“I grew up on the margins,” he says. “I was in a school system that wasn’t built for success, or was built for success for some people and not others. The seed was planted for me to think about pedagogy way back then.”

In his work as an assistant professor in the Department of Sociology and Legal Studies, Dr. Adam Ellis is now practicing an approach to teaching and learning that aims to undo the very systems that pushed him to the margins, a liberatory pedagogy he is developing organically.

“Growing up in an environment and a system that had already labelled me a failure, I started to believe that higher education was never an option,” he continues. “I lost hope. That’s when I got involved in the streets and I got involved in gangs.”

Dr. Adam Ellis, assistant professor in the Department of Sociology and Legal Studies.

Dr.
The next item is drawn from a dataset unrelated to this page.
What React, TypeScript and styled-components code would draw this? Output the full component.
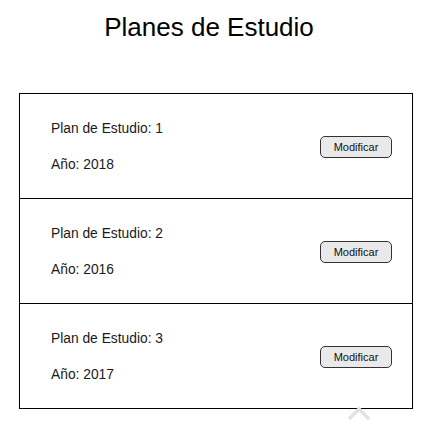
import styled, { createGlobalStyle } from "styled-components"

const Global = createGlobalStyle`
    body {
        margin: 0;
        background: #ffffff;
        font-family: "Liberation Sans", Arial, sans-serif;
        color: #111111;
    }
`

const Page = styled.div`
    position: relative;
    width: 441px;
    height: 436px;
    padding: 12px 28px 0 19px;
    box-sizing: border-box;
`

const Titulo = styled.h1`
    margin: 0 0 51px 0;
    padding-right: 14px;
    font-size: 26px;
    line-height: 30px;
    font-weight: normal;
    text-align: center;
    color: #000;
`

const Lista = styled.div`
    border: 1px solid #000;
    width: 394px;
    box-sizing: border-box;
`

const Fila = styled.div<{ $last?: boolean }>`
    display: flex;
    align-items: center;
    justify-content: space-between;
    padding: 27px 20px 25px 31px;
    border-bottom: ${p => (p.$last ? "none" : "1px solid #000")};
`

const Datos = styled.div`
    display: flex;
    flex-direction: column;
    gap: 20px;
`

const Texto = styled.span`
    font-size: 13.8px;
    line-height: 16px;
    color: #1a1a1a;
`

const Boton = styled.button`
    width: 72px;
    height: 22px;
    padding: 0;
    border: 1px solid #333;
    border-radius: 5px;
    background: #e9e9e9;
    font-family: "Liberation Sans", Arial, sans-serif;
    font-size: 11px;
    color: #111;
`

const Subir = styled.svg`
    position: absolute;
    left: 347px;
    top: 406px;
`

const planes = [
    { id: 1, anio: 2018 },
    { id: 2, anio: 2016 },
    { id: 3, anio: 2017 },
]

export default function App() {
    return <>
        <Global />
        <Page>
            <Titulo>Planes de Estudio</Titulo>
            <Lista>
                {planes.map((p, i) => (
                    <Fila key={p.id} $last={i === planes.length - 1}>
                        <Datos>
                            <Texto>Plan de Estudio: {p.id}</Texto>
                            <Texto>Año: {p.anio}</Texto>
                        </Datos>
                        <Boton>Modificar</Boton>
                    </Fila>
                ))}
            </Lista>
            <Subir width="24" height="15" viewBox="0 0 24 15">
                <path d="M2 13 L12 3 L22 13" fill="none" stroke="#e2e2e2" strokeWidth="3.5" />
            </Subir>
        </Page>
    </>
}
Adam Ellis, founder of The Street Institute, a research hub for critical scholars and community activists who have direct knowledge and experiences of life on the streets.

Ellis is currently teaching a criminology course focused on gangs and street culture. He has a forthcoming book that he co-edited called Thug Criminology: A Call to Action, to be published through University of Toronto Press. Ellis is the founder of The Street Institute, a research hub for critical scholars and community activists who have direct knowledge and experiences of life on the streets.

Lived experience is the teacher

“At that point, during high school when I was involved in the streets and gang life, it was a situation where my friends and I were socialized to the idea that life was a dead end, with death or jail being the only options,” he says. “It was a disaster. I reflect now and think, when I create classrooms, how can I create systems of care for students?”

Ellis opens his course by narrating his own lived experience of the streets. He describes his values as a teacher and how he intends to support the class.

Then, he organizes the students into their own fictional ‘gangs.’

“Alright, you’re no longer Jeremy, I say. Now you need a street name or an AKA. And this is your new group, and you all need to come up with a name for your gang. We go through a process of identity transformation, as if it was happening in the streets. That’s who they are for this semester, because I want them to start living, feeling and learning like they are the gang.”

As for assessment, Ellis looks to further the experience of the streets. Along with regular readings and weekly reflective writing, students engage in arts-based and ethnographic work. It may be the creation of murals and graffiti about systemic racism, police violence and death and loss. It may be developing hip hop or rap songs about street trauma. It may be creating clothing or styles. In this sense, students analyze the gang and street culture they are immersed in and co-creating.

A student poster from the end-of-term course conference Ellis organizes in his class.

A student poster from the end-of-term course conference Ellis organizes in his class.

Ellis is keen to point out that the course isn’t an attempt to glamorize gang culture. Rather, the whole purpose is to challenge taken-for-granted notions of what gangs are, why people join them and the function they serve in marginalized communities.

“By the end of the term, the whole journey is to see the arc of a person’s life and tell a story of a young person and why they wanted to join a gang,” Ellis says.

Pedagogical echoes

While he is committed to developing his teaching practice, it’s not something he has been specifically trained in. In fact, Ellis’ pedagogy flows from his desire to open education to people who grew up like him, so that anyone could have a successful educational experience.

He says he is doing his best to integrate Indigenous approaches to decolonizing pedagogy, and says his work with Jessica Rumboldt, an educational developer specializing in Indigenous knowledges at Waterloo’s Centre for Teaching Excellence, has been highly influential.

Ellis’ teaching practice also has echoes of some of the best-known liberatory pedagogues: Paulo Freire’s pedagogy of the oppressed, Augusto Boal’s aesthetics of the oppressed and bell hooks’ pedagogy of hope, to name a few.

In the Canadian teaching and learning context, it is easy to see in Ellis’ work various elements of Max van Manen’s famous work on the tact of teaching and Carl Leggo’s contributions to artography.

Yet for all the synergies, Ellis develops his own teaching practice organically.

“I don’t study pedagogy,” he says. “Not that I’m not interested, and I am starting to learn more about pedagogy, but I just know what in my mind would have worked for my community and the people I was around to get them excited about education.”

“I’m looking at how I can get students to engage with the arts, especially urban arts, to start thinking about rewriting history, engaging in allyship and to learn how to empower themselves and tell their own stories.”